Finkel: Time to see the light on electric cars

Electric vehicle charging (strategy)

The following article is an opinion piece written by Australia’s chief scientist Dr Alan Finkel recently published in The Age and the Sydney Morning Herald.


In the 1880s, the idea of electric street lights seemed absurd. If you had to light the streets, you did it with gas. Yes, gas-lamps were a fire hazard, smelled terrible, and were barely an improvement on total darkness. Apart from that, they were fine.

With the perspective of time, we see a failure of imagination. We forget how the arguments stacked up to our forebears.

After all, the gas-lamp defenders were right: the first generation electric lights were undeniably more expensive. The technology was untested at scale. Above all, it was unfamiliar.

How could you picture a street lit up with fifty times the brilliance of the only lamps you’d ever known?

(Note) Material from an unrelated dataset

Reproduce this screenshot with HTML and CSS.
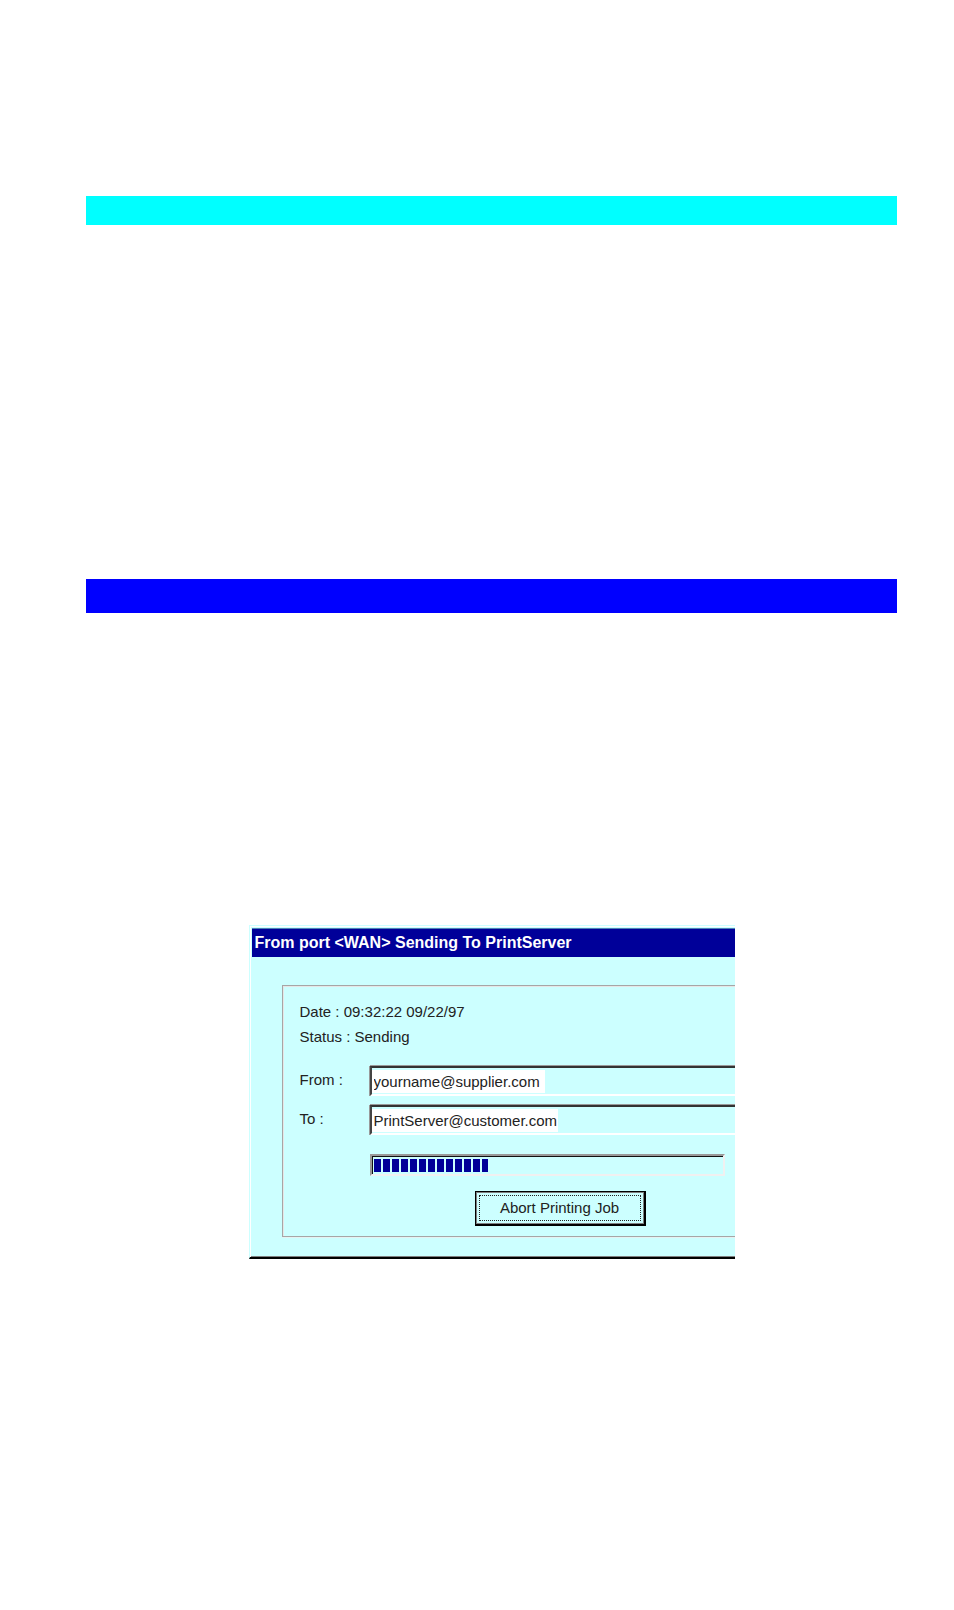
FILE: index.html
```html
<!DOCTYPE html>
<html lang="en">
<head>
    <meta charset="UTF-8">
    <meta name="viewport" content="width=device-width, initial-scale=1.0">
    <title>Print Job</title>
    <link rel="stylesheet" href="styles.css">
</head>
<body>
    <div class="bar bar-cyan"></div>
    <div class="bar bar-blue"></div>

    <main class="dialog">
        <h1>From port &lt;WAN&gt; Sending To PrintServer</h1>

        <form class="group">
            <p>Date : 09:32:22 09/22/97</p>
            <p>Status : Sending</p>

            <div class="row row-from">
                <label for="from">From :</label>
                <div class="field">
                    <input class="from-input" type="text" id="from" value="yourname@supplier.com">
                </div>
            </div>
            <div class="row">
                <label for="to">To :</label>
                <div class="field">
                    <input class="to-input" type="text" id="to" value="PrintServer@customer.com">
                </div>
            </div>

            <div class="progress" role="progressbar" aria-label="Sending" aria-valuemin="0" aria-valuemax="100" aria-valuenow="33">
                <div class="progress-fill"></div>
            </div>

            <button type="button" class="abort-btn"><span>Abort Printing Job</span></button>
        </form>
    </main>
</body>
</html>
```
FILE: styles.css
```css
* {
    box-sizing: border-box;
}
body {
    margin: 0;
    padding: 196px 57px 80px 86px;
    background: white;
    color: #222;
    font-family: "Liberation Sans", Arial, sans-serif;
    font-size: 15px;
}
.bar-cyan {
    height: 29px;
    background: #00ffff;
}
.bar-blue {
    height: 34px;
    margin-top: 354px;
    background: #0000ff;
}
.dialog {
    max-width: 486px;
    margin: 312px auto 0;
    background: #ccffff;
    border-top: 1px solid #ccffff;
    border-left: 1px solid #ccffff;
    border-bottom: 2px solid black;
    box-shadow: inset 1px 1px white, inset 0 -1px #808080;
    padding: 2px 0 20px 2px;
}
h1 {
    margin: 0;
    padding-left: 3px;
    background: #000099;
    border-top: 1px solid #4d80b3;
    color: white;
    font-size: 16px;
    line-height: 28px;
    white-space: nowrap;
    overflow: hidden;
}
.group {
    margin: 28px 0 0 30px;
    padding: 13px 0 10px 17px;
    border: 1px solid #a6a6a6;
    border-right: none;
    box-shadow: inset 1px 1px #e6e6e6, 0 1px #e6f2f2;
}
.group p {
    margin: 0;
    line-height: 25px;
}
.row {
    display: flex;
    margin-bottom: 9px;
}
.row-from {
    margin-top: 17px;
}
.row label {
    width: 70px;
    line-height: 27px;
}
.field {
    flex: 1;
    height: 30px;
    border-top: 2px solid #333;
    border-left: 2px solid #444;
    border-bottom: 2px solid white;
    box-shadow: 0 -1px #999, -1px 0 #999;
    padding: 2px 0;
}
.field input {
    display: block;
    height: 23px;
    padding: 0 0 0 2px;
    border: none;
    outline: none;
    background: white;
    color: #222;
    font: inherit;
}
.from-input {
    width: 173px;
}
.to-input {
    width: 186px;
}
.progress {
    height: 22px;
    margin: 19px 10px 0 70px;
    border: 2px solid #999;
    border-right-color: #f0f0f0;
    border-bottom-color: #f0f0f0;
    box-shadow: inset 1px 1px #111;
    padding: 3px 2px 2px;
}
.progress-fill {
    width: 33%;
    height: 13px;
    background: repeating-linear-gradient(to right, #000099 0 7px, #ccffff 7px 9px);
}
.abort-btn {
    display: block;
    width: 171px;
    height: 35px;
    margin: 15px 0 0 175px;
    padding: 2px;
    border: 2px solid black;
    border-width: 1px 2px 2px 1px;
    background: #ccffff;
    box-shadow: inset 1px 1px #808080, inset -1px -1px #808080;
    color: #222;
    font: inherit;
}
.abort-btn span {
    display: block;
    margin: 1px;
    border: 1px dotted #222;
    line-height: 24px;
}
```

How could you project ahead to the night-time economy – the world of cinemas and bars, of night-time shopping and safe city transport, made possible by cheap and abundant electric light?

The problems were obvious, the potential was only visible to those with the courage to look.

I think of the gas-lamp when I hear arguments against electric cars.

By now, you’ve probably heard them: the models available today are expensive. It takes longer to charge a battery than it does to fill a tank. You can’t drive from Sydney to Melbourne on a single charge. And plugged into a socket in Melbourne, it will emit more carbon dioxide than a petrol-chugging equivalent.

Instead of the problems, let’s look at the potential.

Start with emissions, using energy consumption data from the Australian Government’s Green Vehicle Guide and the generation emission factors from the National Greenhouse Accounts (which include emissions from generation, plus emissions from fuel production).

The best-selling light vehicle in Australia is the Toyota Corolla. The 2017 Corolla petrol sedan has emissions of 178 grams per kilometre. The much larger Tesla Model S 75 RP has lower emissions, at 168 grams per kilometre, charged on the 2017 national electricity grid (910 kg/MWh emissions).

The comparison to the Corolla is even more favourable for the similar sized electric Renault Zoe, which emits just 121 grams per kilometre.

That’s today. The Corolla, like all petrol cars, will burn the same amount of fuel in the same way producing the same amount of emissions for as long as you continue to drive it. An electric car cuts its carbon footprint over time.

If, as some forecasts would have it, the national average grid emissions were to decline by as much as half by 2040, then today’s Renault Zoe in that year would emit fewer than 61 grams per kilometre.

I am often asked to consider electric car emissions specifically in Melbourne. My preference is to take a national perspective.

After all, if I were asked to consider electric car emissions specifically in, say Hobart, in the state that had the lowest 2017 average electricity emissions (170 kg/MWh), the Zoe would beat the Corolla in a walkover. At just 23 grams per kilometre, the Zoe’s driving emissions are exceedingly small.

Let’s look at lifestyle and convenience. Imagine if you couldn’t charge your smartphone at home – if you had to schedule time in your day to “fill up” at a public charger. You’d be outraged. So what’s so bad about a car you never have to take to a petrol station? It’s convenient!

Today an electric car can easily take you from Canberra to Sydney on a single charge. As batteries improve, so does the range. And as more customers switch to electric, more charging infrastructure becomes commercially viable. For longer trips, why not schedule a lunch break near a fast-charge station?

Let’s talk price. The costs are falling rapidly as the global automotive supply chain re-engineers around the assumption electric-first. Vehicle manufacturers in Europe, China and the United States are committed to going electric in the next few years, and as they compete at large volumes, costs will tumble.

Yes, it is possible to imagine an Australia in which the benefits of electric vehicles flow only to a tiny minority – in other words, the status quo. It’s unlikely.

Australians are global travellers and early adopters, with one of the most open and competitive car markets in the world. Experience electric vehicles, see them deployed at scale in foreign cities, and we won’t look back.